Alwasi a expliqué que les scientifiques ont proposé deux scénarios pour la formation de ces dépôts. Le premier scénario suggère que les dépôts de sel géants pourraient s’être accumulés en raison de la fermeture partielle du détroit de Gibraltar, conséquence de l’élévation de la croûte terrestre dans la région, ce qui a empêché le sel dissous dans la Méditerranée de s’écouler dans l’Atlantique, entraînant ainsi une augmentation de la salinité et, à terme, le dépôt de cristaux de sel au fond de la mer.
Le second scénario envisage une fermeture totale du détroit, ce qui a entraîné une séparation complète entre l’Atlantique et la Méditerranée, avec un dépôt de sel se produisant alors que le niveau de la mer Méditerranée baissait d’un kilomètre.
Accumulation en deux phases
Dans cette nouvelle étude, les résultats de l’analyse des isotopes de chlore présents dans les sels extraits du fond de la Méditerranée indiquent que l’accumulation de cette immense quantité de sel a eu lieu en deux phases. Dans la première phase, qui a duré environ 35 000 ans, les sels se sont déposés dans la partie orientale de la Méditerranée en raison d’une restriction partielle de leur écoulement vers l’Atlantique. Dans la seconde phase, qui a duré moins de 10 000 ans, le passage entre la Méditerranée et l’Atlantique s’est complètement fermé, entraînant une accumulation de sel dans toute la mer Méditerranée, alimentée par une baisse rapide du niveau de la mer entre 1,7 et 2,1 kilomètres dans le bassin oriental et environ 0,85 kilomètre dans le bassin occidental.

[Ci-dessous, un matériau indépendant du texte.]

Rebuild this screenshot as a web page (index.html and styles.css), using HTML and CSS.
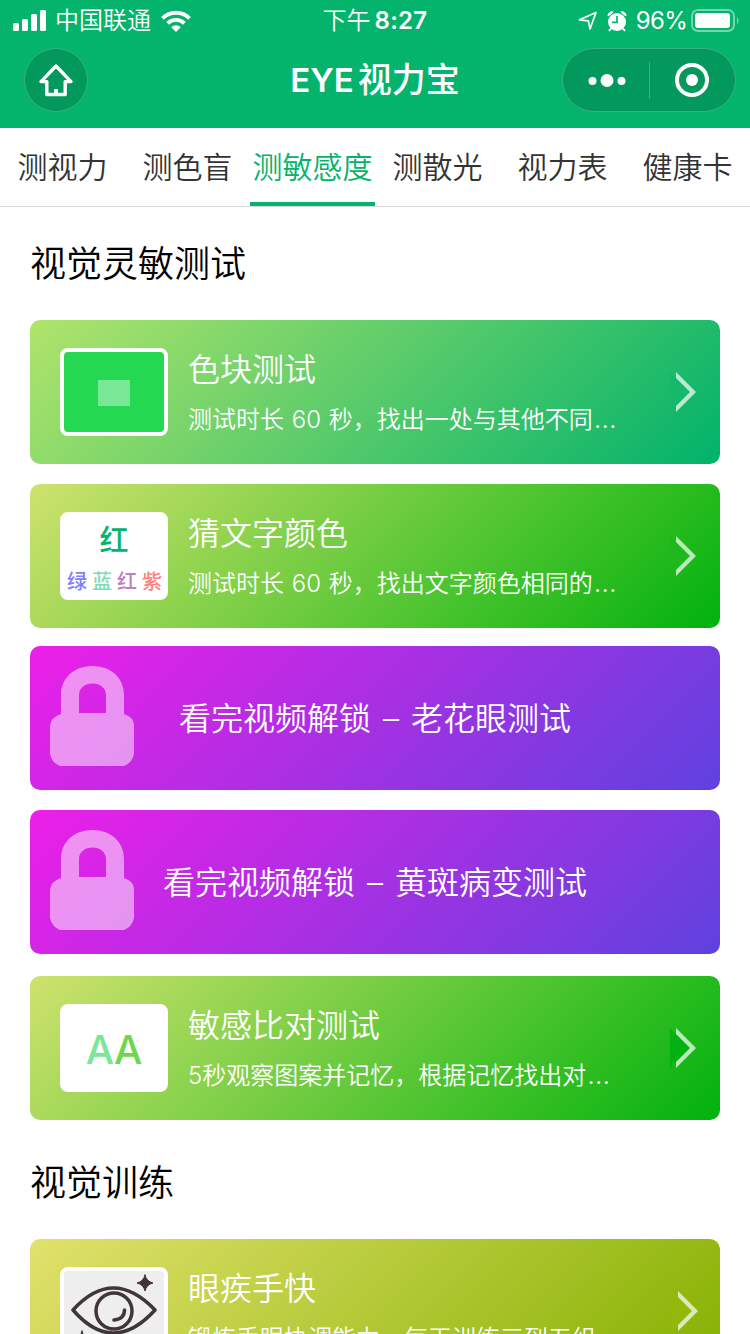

La perte d’eau de la Méditerranée en raison de l’évaporation a été bien supérieure à celle qui s’écoulait vers elle par les rivières, entraînant une perte de 70 % du volume de ses eaux durant cette période, et une diminution du niveau de la mer d’environ un kilomètre par rapport à celui de l’Atlantique.
Conséquences de l’assèchement
L’étude a également révélé que la crise de salinité messinienne s’est terminée par un événement connu sous le nom de l’inondation « zancle », causé par l’arrivée violente de grandes quantités d’eau de l’Atlantique, rétablissant ainsi le lien entre la Méditerranée et l’océan. Les scientifiques estiment que cette inondation pourrait avoir été la plus grande de l’histoire de la planète, environ mille fois plus importante que le débit de l’Amazone. Selon certains modèles, 90 % des inondations de la Méditerranée se seraient produites en moins de deux ans.

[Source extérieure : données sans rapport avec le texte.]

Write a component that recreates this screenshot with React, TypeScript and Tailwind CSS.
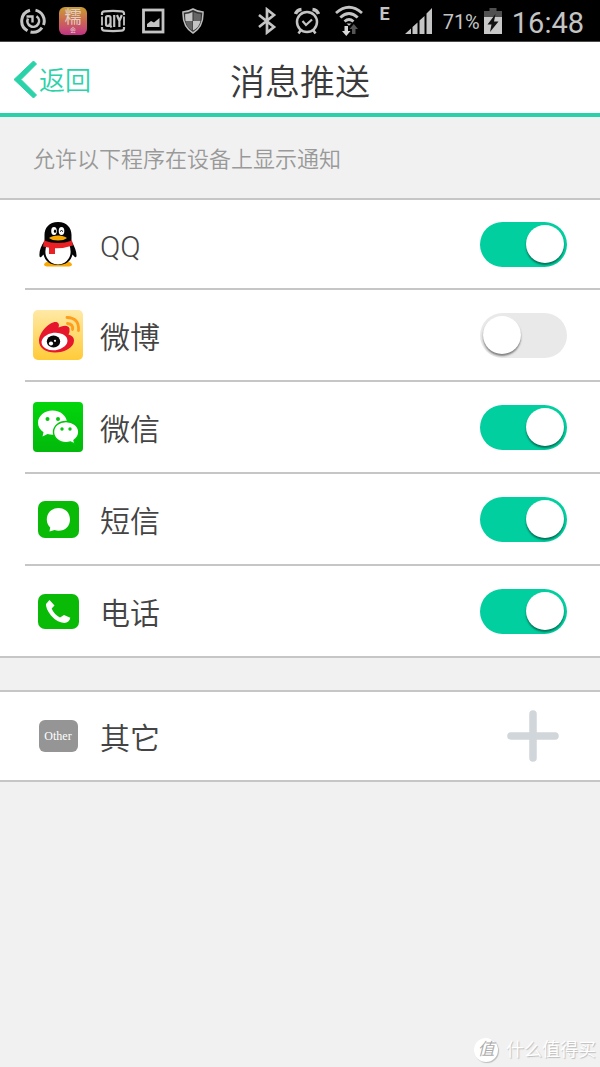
import { useState, type ReactNode } from 'react';

function StatusBar() {
  return (
    <div className="h-[42px] bg-black border-b border-[#4a4a4a] flex items-center justify-between pl-[13px] pr-4 text-[#c4c4c4] font-normal">
      <div className="flex items-center">
        <span className="w-10 flex justify-center">
          <svg width="26" height="26" viewBox="0 0 26 26" fill="none" stroke="#c4c4c4" strokeWidth="3">
            <path d="M10 2.200A11.200 11.200 0 0 0 7.500 22.800M10.500 24A11.200 11.200 0 0 0 22 19.700M23.500 17A11.200 11.200 0 0 0 15.500 2.100" />
            <path d="M16.500 8.200A5.800 5.800 0 1 1 8 10.500" strokeWidth="2.600" />
            <path d="M12.500 14.500V8.500H6.500" strokeWidth="2.400" />
          </svg>
        </span>
        <span className="w-10 flex justify-center">
          <span className="w-7 h-7 rounded-md bg-linear-to-b from-[#c99c2c] via-[#cc6650] to-[#c22f86] flex flex-col items-center text-[#e0d0cc]">
            <span className="text-[17px] leading-5">糯</span>
            <span className="text-[6px] leading-[6px]">会</span>
          </span>
        </span>
        <span className="w-10 flex justify-center">
          <svg width="26" height="24" viewBox="0 0 26 24" fill="none" stroke="#c4c4c4" strokeWidth="2.200">
            <path d="M2 6V4.500Q2 2.500 4.500 2.300Q13 1.600 21.500 2.300Q24 2.500 24 4.500V6M2 18v1.500Q2 21.500 4.500 21.700Q13 22.400 21.500 21.700Q24 21.500 24 19.500V18" />
            <path d="M2 7.500v9M24 7.500v9" strokeWidth="1.800" />
            <rect x="6" y="7.200" width="4.500" height="9.600" rx="1.500" />
            <path d="M9 14.500l2.500 4M14.200 6v12M17 6l2.400 6 2.400-6M19.400 11.500V18" />
          </svg>
        </span>
        <span className="w-10 flex justify-center">
          <svg width="24" height="26" viewBox="0 0 24 26">
            <rect x="2.500" y="2" width="19.500" height="22" fill="none" stroke="#c4c4c4" strokeWidth="2.800" />
            <path d="M6 19v-3l4-3 3 1.500 5.500-4.500v9z" fill="#c4c4c4" />
          </svg>
        </span>
        <span className="w-10 flex justify-center">
          <svg width="22" height="26" viewBox="0 0 22 26">
            <path d="M11 1Q16 4 21 4Q21.500 19 11 25Q.5 19 1 4Q6 4 11 1z" fill="#333" stroke="#bdbdbd" strokeWidth="1.500" />
            <path d="M10.500 4v9H3.500Q3 9 3.200 6Q7 6 10.500 4zM11 13h7.500Q17 20 11 22.500z" fill="#c4c4c4" />
            <path d="M11.500 4Q15 6 18.800 6Q19 9 18.500 13h-7zM3.500 13h7v9.500Q5 20 3.500 13z" fill="#666" />
          </svg>
        </span>
      </div>
      <div className="flex items-center">
        <span className="w-10 flex justify-center">
          <svg width="20" height="28" viewBox="0 0 20 28" fill="none" stroke="#c4c4c4" strokeWidth="2.700">
            <path d="M2 8l15 12-7 5.500V2.500L17 8 2 20" />
          </svg>
        </span>
        <span className="w-10 flex justify-center">
          <svg width="26" height="28" viewBox="0 0 26 28" fill="none" stroke="#c4c4c4">
            <circle cx="13" cy="15" r="10" strokeWidth="2.500" />
            <path d="M8.500 14l3.500 4 6-5.500" strokeWidth="2.200" />
            <path d="M1.500 7Q3 3 7.500 2.500M24.500 7Q23 3 18.500 2.500" strokeWidth="3.500" />
            <path d="M6.500 23.500l-2 3M19.500 23.500l2 3" strokeWidth="2.500" />
          </svg>
        </span>
        <span className="w-11 flex justify-center">
          <svg width="28" height="32" viewBox="0 0 28 32" fill="none" stroke="#c4c4c4" strokeWidth="2.800">
            <path d="M1 8Q14-3.500 27 8M5.300 12.500Q14 4.500 22.700 12.500M9.500 16.500Q14 12.500 18.500 16.500" />
            <path d="M11.500 18.500h5L14 20.800z" fill="#c4c4c4" stroke="none" />
            <path d="M9.500 21h3.500v5h2.500l-4.200 5-4.300-5h2.500z" fill="#d8d8d8" stroke="none" />
            <path d="M17 29h3.500v-5H23l-4.200-5-4.300 5H17z" fill="#555" stroke="none" />
          </svg>
        </span>
        <span className="w-7 pb-[14px] text-center font-bold text-[18px] leading-4">E</span>
        <span className="w-10 flex justify-center">
          <svg width="28" height="28" viewBox="0 0 28 28" fill="#c4c4c4">
            <path d="M0 27l6-5.500V27zM7.500 20l5-4.500V27h-5zM14.500 13.500l5-4.500v18h-5zM21.500 6.500L27 1v26h-5.500z" />
          </svg>
        </span>
        <span className="ml-1 pt-[2px] text-[20px]">71%</span>
        <svg className="ml-1" width="18" height="28" viewBox="0 0 18 28">
          <path d="M0 4h5.500V1h7v3H18v7H0z" fill="#505050" />
          <path d="M0 10h18v17H0z" fill="#c8c8c8" />
          <path d="M11.500 7L3.500 17.500h4L6 25l8.500-10.500h-4.500z" fill="#111" />
        </svg>
        <span className="ml-[10px] pt-1 text-[29px] leading-8">16:48</span>
      </div>
    </div>
  );
}

function QQIcon() {
  return (
    <svg width="38" height="46" viewBox="0 0 38 46">
      <path d="M5 43.500q1-3.500 8-3.500l6 2 6-2q7 0 8 3.500 0 2-5 2H10q-5 0-5-2z" fill="#f8a908" />
      <path d="M19 1C10 1 5.500 7 5.500 14v6C2 25 0 30 .5 35q.5 3 4 -1.500C6 40 11 44 19 44s13-4 14.500-10.500q3.500 4.500 4 1.500.5-5-5-15v-6C32.500 7 28 1 19 1z" fill="#050505" />
      <path d="M7.500 24h23q2.500 8-.5 13-3.500 6-11 6.500-7.500-.5-11-6.500-3-5-.5-13z" fill="#fff" />
      <path d="M5 19.500q14 5 28 0l1 5q-15 5-30 1z" fill="#e92024" />
      <path d="M10 25h6v8h-6z" fill="#e92024" />
      <ellipse cx="15" cy="10" rx="2.800" ry="4" fill="#fff" />
      <ellipse cx="22.500" cy="10" rx="2.800" ry="4" fill="#fff" />
      <ellipse cx="16" cy="10.300" rx="1.100" ry="1.700" fill="#000" />
      <path d="M21 10.500q1.500-2 3 0" stroke="#000" fill="none" />
      <path d="M10 17q3-2.500 9-2.500t9 2.500q-3 2.500-9 2.500T10 17z" fill="#f8a908" />
    </svg>
  );
}

function WeiboIcon() {
  return (
    <svg width="50" height="50" viewBox="0 0 50 50">
      <defs>
        <linearGradient id="weibo-bg" x1="0" y1="0" x2="0" y2="1">
          <stop offset="0" stopColor="#ffe9a6" />
          <stop offset="1" stopColor="#ffcb38" />
        </linearGradient>
      </defs>
      <rect width="50" height="50" rx="5" fill="url(#weibo-bg)" />
      <path d="M6 31C6 22 17 11 23.500 12Q27 13 25.500 17.500Q34.500 13.500 36.500 18.500Q37 22 35.500 24.500Q41 26 41 30.500C41 38 31 42.500 22 42.500C13 42.500 6 38 6 31z" fill="#e6162d" />
      <ellipse cx="21.500" cy="31.500" rx="13" ry="8.700" transform="rotate(-7 21.500 31.500)" fill="#fff" />
      <ellipse cx="20.500" cy="31.500" rx="6.700" ry="6" fill="#080808" />
      <circle cx="18" cy="33.500" r="2.100" fill="#fff" />
      <circle cx="22" cy="30.800" r="1.100" fill="#fff" />
      <path d="M34 7.500Q46.500 8 45.500 20.500M34.500 13.500Q40.500 14 39.500 19.500" fill="none" stroke="#ff9d1d" strokeWidth="2.800" strokeLinecap="round" />
    </svg>
  );
}

function WeChatIcon() {
  return (
    <svg width="50" height="50" viewBox="0 0 50 50">
      <defs>
        <linearGradient id="wechat-bg" x1="0" y1="0" x2="0" y2="1">
          <stop offset="0" stopColor="#02d60b" />
          <stop offset="1" stopColor="#02b90b" />
        </linearGradient>
      </defs>
      <rect width="50" height="50" rx="4" fill="url(#wechat-bg)" />
      <path d="M19.500 8.500C11.500 8.500 5 14 5 20.800c0 4 2 7 5.500 9.500L9.500 34.500l5-2.500q2.500.8 5 .8C27.500 32.800 34 27.500 34 20.800S27.500 8.500 19.500 8.500z" fill="#fff" />
      <path d="M33 19.500c-7 0-12.500 4.700-12.500 10.500S26 40.700 33 40.700q2 0 4.500-.7l4.500 2.200-1-3.900q4.800-3.300 4.800-8.300C45.800 24.200 40 19.500 33 19.500z" fill="#fff" stroke="#02c50b" strokeWidth="1.400" />
      <g fill="#02c80b">
        <circle cx="14.500" cy="17" r="2" />
        <circle cx="25" cy="17" r="2" />
        <circle cx="29" cy="27" r="1.700" />
        <circle cx="37" cy="27" r="1.700" />
      </g>
    </svg>
  );
}

function SmsIcon() {
  return (
    <svg width="41" height="37" viewBox="0 0 41 37">
      <rect width="41" height="37" rx="7" fill="#09bb07" />
      <path d="M20.500 7C13.500 7 8.800 12 8.800 18.500q0 4.500 3.400 8L11.500 30.500l5-1.500q2 .8 4 .8C27.500 29.800 32 25 32 18.500S27.500 7 20.500 7z" fill="#fff" />
    </svg>
  );
}

function PhoneIcon() {
  return (
    <svg width="41" height="35" viewBox="0 0 41 35">
      <rect width="41" height="35" rx="7" fill="#09bb07" />
      <path d="M11.500 6l5 5.500-2.800 3q2 5.500 8.300 9l4-2.500 6.300 2.700q-1 5-6 5.300Q19 28.500 13 21.500Q7.500 14.500 8 10z" fill="#fff" />
    </svg>
  );
}

function OtherIcon() {
  return (
    <span className="w-[39px] h-8 rounded-md bg-[#959595] flex items-center justify-center text-white text-[12px] font-['Liberation_Serif',serif]">
      Other
    </span>
  );
}

function Switch({ id, checked, onChange }: { id: string; checked: boolean; onChange: () => void }) {
  return (
    <input
      id={id}
      type="checkbox"
      role="switch"
      checked={checked}
      onChange={onChange}
      className="appearance-none w-[87px] h-[45px] px-[3px] rounded-full bg-[#e9e9e9] checked:bg-[#02cf9f] flex items-center cursor-pointer before:block before:size-[38px] before:rounded-full before:bg-white before:shadow-[0_2px_2px_rgba(0,0,0,0.45)] checked:before:ml-auto"
    />
  );
}

const apps: { id: string; name: string; icon: ReactNode }[] = [
  { id: 'qq', name: 'QQ', icon: <QQIcon /> },
  { id: 'weibo', name: '微博', icon: <WeiboIcon /> },
  { id: 'wechat', name: '微信', icon: <WeChatIcon /> },
  { id: 'sms', name: '短信', icon: <SmsIcon /> },
  { id: 'phone', name: '电话', icon: <PhoneIcon /> },
];

export default function App() {
  const [enabled, setEnabled] = useState<Record<string, boolean>>({
    qq: true,
    weibo: false,
    wechat: true,
    sms: true,
    phone: true,
  });

  const toggle = (id: string) => setEnabled({ ...enabled, [id]: !enabled[id] });

  return (
    <div className="min-h-screen flex flex-col bg-[#f1f1f1] text-[#444] font-[350] font-[Roboto,'Noto_Sans_CJK_SC',sans-serif]">
      <StatusBar />

      <header className="h-[75px] pt-1 bg-white border-b-4 border-[#2bd0aa] grid grid-cols-[1fr_auto_1fr] items-center px-[14px]">
        <a href="#back" className="flex items-center gap-[2px] text-[26px] text-[#2bd2a9]">
          <svg width="23" height="37" viewBox="0 0 23 37" fill="currentColor">
            <path d="M19.500 0L22.500 3 7 18.500 22.500 34l-3 3L0 18.500z" stroke="currentColor" strokeWidth="1" />
          </svg>
          <span className="pt-1">返回</span>
        </a>
        <h1 className="pt-2 text-[35px] leading-10 font-[350] text-[#3a3a3a]">消息推送</h1>
      </header>

      <main>
        <p className="h-[81px] px-[33px] pt-1 flex items-center text-[22px] text-[#999]">
          允许以下程序在设备上显示通知
        </p>

        <ul className="bg-white border-y-2 border-[#c6c6c6]">
          {apps.map((app) => (
            <li key={app.id} className="pl-[25px] group">
              <div className="h-23 group-first:h-[90px] group-last:h-[90px] border-b-2 group-last:border-b-0 border-[#c6c6c6] flex items-center pr-[33px]">
                <span className="w-[66px] flex justify-center">{app.icon}</span>
                <label htmlFor={app.id} className="flex-1 pl-[9px] pt-1 text-[30px]">
                  {app.name}
                </label>
                <Switch id={app.id} checked={enabled[app.id]} onChange={() => toggle(app.id)} />
              </div>
            </li>
          ))}
        </ul>

        <div className="mt-8 h-23 bg-white border-y-2 border-[#c6c6c6] flex items-center pl-[25px] pr-10">
          <span className="w-[66px] flex justify-center">
            <OtherIcon />
          </span>
          <span className="flex-1 pl-[9px] pt-1 text-[30px]">其它</span>
          <button aria-label="添加">
            <svg width="54" height="54" viewBox="0 0 54 54" stroke="#d1d6da" strokeWidth="7.500" strokeLinecap="round">
              <path d="M27 5v44M5 27h44" />
            </svg>
          </button>
        </div>
      </main>

      <footer className="mt-auto pb-1 pr-1 flex items-center justify-end gap-2 text-white text-[18px] [text-shadow:1px_1px_1px_#bbb]">
        <span className="size-6 rounded-full bg-white shadow-[1px_1px_1px_#bbb] flex items-center justify-center text-[17px] text-[#aaa] italic [text-shadow:none]">
          值
        </span>
        什么值得买
      </footer>
    </div>
  );
}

Selon Alwasi, la baisse du niveau de la mer dans l’ouest de la Méditerranée durant la crise de salinité messinienne a permis la formation d’un pont terrestre entre les Baléares et le continent européen, permettant aux mammifères européens comme les rongeurs et les chèvres de s’y établir.
Il a ajouté que l’augmentation de la salinité avait provoqué une « crise de biodiversité à grande échelle », où seuls 86 des 779 espèces méditerranéennes endémiques ont survécu à la crise de salinité.
Les scientifiques pensent que cela a contribué à déclencher des éruptions volcaniques à proximité en raison de la décompression de la croûte terrestre, ainsi qu’à engendrer des effets climatiques globaux dus à la pression intense résultant de la baisse du niveau de la mer.
Perspectives futures
Le principal auteur de l’étude a expliqué que lorsque le « perte d’une part importante de la masse d’eau de la Méditerranée à travers l’évaporation » exerce une pression significative sur la croûte terrestre de la région, cela facilite la formation de magma dans le manteau terrestre. Il est également devenu plus facile pour le magma de remonter à travers les roches solides de la croûte terrestre et d’entrer en éruption.
Les scientifiques pensent que de tels événements exceptionnels peuvent se reproduire à l’avenir si les mêmes facteurs se répètent, bien que ces possibilités, si elles se vérifient, ne se produiront jamais de sitôt, mais dans des millions d’années.
En fin de compte, la Terre est une planète géologiquement dynamique, et au fil des millions d’années, ses continents se sont déplacés, s’éloignant ou se heurtant, créant ainsi les plus grandes montagnes, plateaux, vallées et mers.